At a high level, a sequence is an ordered list of numbers, while a series is the sum of the terms in a sequence. Think of a sequence as individual stepping stones laid out in a path, and a series as the total length of that path. These concepts are fundamental in mathematics, appearing in various branches from calculus to discrete mathematics and beyond. Even if you haven't formally studied them, you've likely encountered sequences in everyday life, such as the pattern of house numbers on a street or the regular increase in your savings if you deposit a fixed amount each month.

Working with sequences and series can be quite engaging. Imagine the satisfaction of predicting the next number in a complex pattern or discovering a formula that describes an entire sequence.
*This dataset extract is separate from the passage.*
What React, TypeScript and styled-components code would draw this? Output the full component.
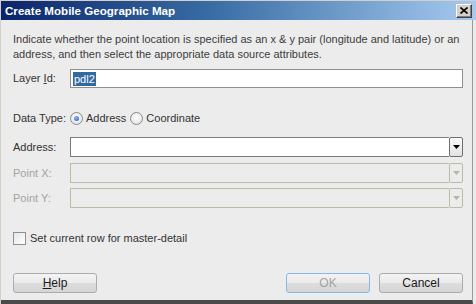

There's an inherent beauty in uncovering the underlying rules that govern these mathematical structures. Furthermore, the applications of sequences and series are vast and impactful, playing crucial roles in fields like finance, computer science, and engineering, which we will explore further.

What are Sequences and Series?

In mathematics, a sequence is an enumerated collection of objects in which repetitions are allowed and order matters. Each object in the sequence is called a term or element. For example, (1, 3, 5, 7, ...) is a sequence where each term is an odd number. A series, on the other hand, is formed by adding the terms of a sequence. Using our example, the series would be 1 + 3 + 5 + 7 + ... The study of sequences and series involves understanding their properties, how they behave, and how to manipulate them.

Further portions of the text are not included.